● **Material**:
━━━━━━━━━━━━━━━━
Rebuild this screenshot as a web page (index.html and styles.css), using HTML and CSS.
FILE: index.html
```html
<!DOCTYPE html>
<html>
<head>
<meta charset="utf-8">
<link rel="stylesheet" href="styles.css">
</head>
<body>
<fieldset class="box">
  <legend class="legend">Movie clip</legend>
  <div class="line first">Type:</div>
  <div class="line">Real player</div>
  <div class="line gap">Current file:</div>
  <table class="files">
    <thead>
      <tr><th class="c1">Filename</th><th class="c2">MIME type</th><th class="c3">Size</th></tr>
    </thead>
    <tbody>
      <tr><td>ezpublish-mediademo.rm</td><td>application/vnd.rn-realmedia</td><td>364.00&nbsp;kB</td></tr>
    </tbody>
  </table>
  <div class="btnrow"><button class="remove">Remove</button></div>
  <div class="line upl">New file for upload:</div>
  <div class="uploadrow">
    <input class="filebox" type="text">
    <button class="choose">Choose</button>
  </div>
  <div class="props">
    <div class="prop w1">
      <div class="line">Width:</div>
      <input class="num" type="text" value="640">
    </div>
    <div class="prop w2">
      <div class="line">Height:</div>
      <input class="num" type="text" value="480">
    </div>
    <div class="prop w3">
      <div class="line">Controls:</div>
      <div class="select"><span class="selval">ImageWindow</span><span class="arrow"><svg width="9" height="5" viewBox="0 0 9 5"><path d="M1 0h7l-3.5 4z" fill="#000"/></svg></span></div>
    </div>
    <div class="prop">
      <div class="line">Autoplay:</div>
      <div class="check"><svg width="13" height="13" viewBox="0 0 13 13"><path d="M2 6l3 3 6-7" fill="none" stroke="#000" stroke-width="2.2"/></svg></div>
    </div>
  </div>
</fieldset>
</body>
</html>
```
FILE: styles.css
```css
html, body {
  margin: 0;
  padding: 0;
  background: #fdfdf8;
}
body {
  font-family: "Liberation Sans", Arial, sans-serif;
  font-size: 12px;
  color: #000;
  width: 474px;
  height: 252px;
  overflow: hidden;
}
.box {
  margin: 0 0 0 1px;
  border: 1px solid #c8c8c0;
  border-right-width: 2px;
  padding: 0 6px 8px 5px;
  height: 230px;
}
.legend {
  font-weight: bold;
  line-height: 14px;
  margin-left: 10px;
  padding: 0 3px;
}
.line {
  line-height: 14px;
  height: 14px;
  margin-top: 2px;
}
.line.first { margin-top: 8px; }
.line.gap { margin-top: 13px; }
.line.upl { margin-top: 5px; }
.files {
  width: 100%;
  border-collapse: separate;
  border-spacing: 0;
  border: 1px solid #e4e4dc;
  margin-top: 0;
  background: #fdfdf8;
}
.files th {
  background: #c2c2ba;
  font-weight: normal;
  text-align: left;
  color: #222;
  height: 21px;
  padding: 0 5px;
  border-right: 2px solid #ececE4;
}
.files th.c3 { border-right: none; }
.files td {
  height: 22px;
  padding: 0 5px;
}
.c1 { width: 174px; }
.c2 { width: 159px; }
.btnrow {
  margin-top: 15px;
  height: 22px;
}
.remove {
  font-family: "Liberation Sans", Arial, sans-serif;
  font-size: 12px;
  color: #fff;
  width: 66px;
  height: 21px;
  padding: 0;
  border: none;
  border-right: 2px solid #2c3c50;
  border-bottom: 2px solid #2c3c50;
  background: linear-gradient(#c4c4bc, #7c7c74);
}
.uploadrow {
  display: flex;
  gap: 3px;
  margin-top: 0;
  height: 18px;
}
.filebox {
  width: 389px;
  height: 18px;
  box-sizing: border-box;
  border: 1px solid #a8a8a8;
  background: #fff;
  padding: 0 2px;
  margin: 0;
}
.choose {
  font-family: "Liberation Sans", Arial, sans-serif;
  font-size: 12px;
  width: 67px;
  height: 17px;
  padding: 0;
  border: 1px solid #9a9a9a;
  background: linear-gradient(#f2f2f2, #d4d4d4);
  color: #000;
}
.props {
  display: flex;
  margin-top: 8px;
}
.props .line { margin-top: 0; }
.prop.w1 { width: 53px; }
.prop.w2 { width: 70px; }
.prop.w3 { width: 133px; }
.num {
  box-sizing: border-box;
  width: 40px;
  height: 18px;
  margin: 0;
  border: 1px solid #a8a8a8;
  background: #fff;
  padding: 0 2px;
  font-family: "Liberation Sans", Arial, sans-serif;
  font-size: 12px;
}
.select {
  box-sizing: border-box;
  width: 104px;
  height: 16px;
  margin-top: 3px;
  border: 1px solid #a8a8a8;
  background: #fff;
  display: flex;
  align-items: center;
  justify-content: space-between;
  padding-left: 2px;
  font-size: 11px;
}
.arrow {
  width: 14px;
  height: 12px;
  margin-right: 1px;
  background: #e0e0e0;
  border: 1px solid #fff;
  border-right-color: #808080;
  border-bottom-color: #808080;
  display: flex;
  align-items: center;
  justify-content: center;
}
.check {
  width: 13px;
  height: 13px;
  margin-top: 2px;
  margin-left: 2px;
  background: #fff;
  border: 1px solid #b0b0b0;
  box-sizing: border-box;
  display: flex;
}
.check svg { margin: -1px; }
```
━━━━━━━━━━━━━━━━
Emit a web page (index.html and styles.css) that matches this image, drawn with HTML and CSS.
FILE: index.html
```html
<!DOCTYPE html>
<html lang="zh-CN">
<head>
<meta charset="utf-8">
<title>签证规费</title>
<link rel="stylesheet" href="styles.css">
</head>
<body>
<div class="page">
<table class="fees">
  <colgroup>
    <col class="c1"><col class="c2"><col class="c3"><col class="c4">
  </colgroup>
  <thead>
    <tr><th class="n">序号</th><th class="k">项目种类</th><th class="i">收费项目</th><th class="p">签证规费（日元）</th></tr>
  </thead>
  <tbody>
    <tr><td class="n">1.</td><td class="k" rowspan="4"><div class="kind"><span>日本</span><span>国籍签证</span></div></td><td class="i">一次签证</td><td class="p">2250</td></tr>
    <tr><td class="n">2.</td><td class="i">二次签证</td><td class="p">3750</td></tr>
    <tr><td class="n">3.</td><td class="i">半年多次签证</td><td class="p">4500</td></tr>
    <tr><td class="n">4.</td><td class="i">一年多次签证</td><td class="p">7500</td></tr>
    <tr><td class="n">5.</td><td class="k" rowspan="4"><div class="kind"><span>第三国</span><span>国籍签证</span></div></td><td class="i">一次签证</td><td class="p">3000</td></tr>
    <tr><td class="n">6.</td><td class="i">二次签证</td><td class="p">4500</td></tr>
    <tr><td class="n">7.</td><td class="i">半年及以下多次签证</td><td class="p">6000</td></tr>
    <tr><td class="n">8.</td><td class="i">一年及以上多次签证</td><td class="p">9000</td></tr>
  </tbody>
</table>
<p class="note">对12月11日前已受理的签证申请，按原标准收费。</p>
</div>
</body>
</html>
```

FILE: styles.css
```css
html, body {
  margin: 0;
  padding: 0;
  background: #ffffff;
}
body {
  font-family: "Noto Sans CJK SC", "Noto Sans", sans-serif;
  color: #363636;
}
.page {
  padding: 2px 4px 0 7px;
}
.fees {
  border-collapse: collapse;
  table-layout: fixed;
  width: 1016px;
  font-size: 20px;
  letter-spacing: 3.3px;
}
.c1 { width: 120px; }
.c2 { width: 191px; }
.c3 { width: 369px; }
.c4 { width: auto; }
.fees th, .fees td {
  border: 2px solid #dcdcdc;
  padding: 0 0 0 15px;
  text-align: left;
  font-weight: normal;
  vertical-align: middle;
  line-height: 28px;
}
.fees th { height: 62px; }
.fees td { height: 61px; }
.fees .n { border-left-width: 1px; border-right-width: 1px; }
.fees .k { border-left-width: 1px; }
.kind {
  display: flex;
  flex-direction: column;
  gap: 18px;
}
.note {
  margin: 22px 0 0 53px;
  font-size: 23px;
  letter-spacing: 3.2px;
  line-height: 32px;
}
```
━━━━━━━━━━━━━━━━
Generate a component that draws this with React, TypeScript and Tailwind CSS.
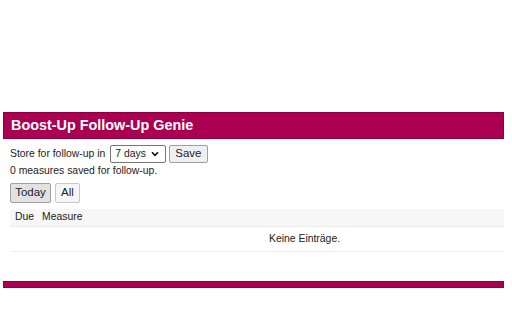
━━━━━━━━━━━━━━━━
Determine how many lines of the entries above carry the string "with", and give that number alone.

● **Solution to the problem**: 2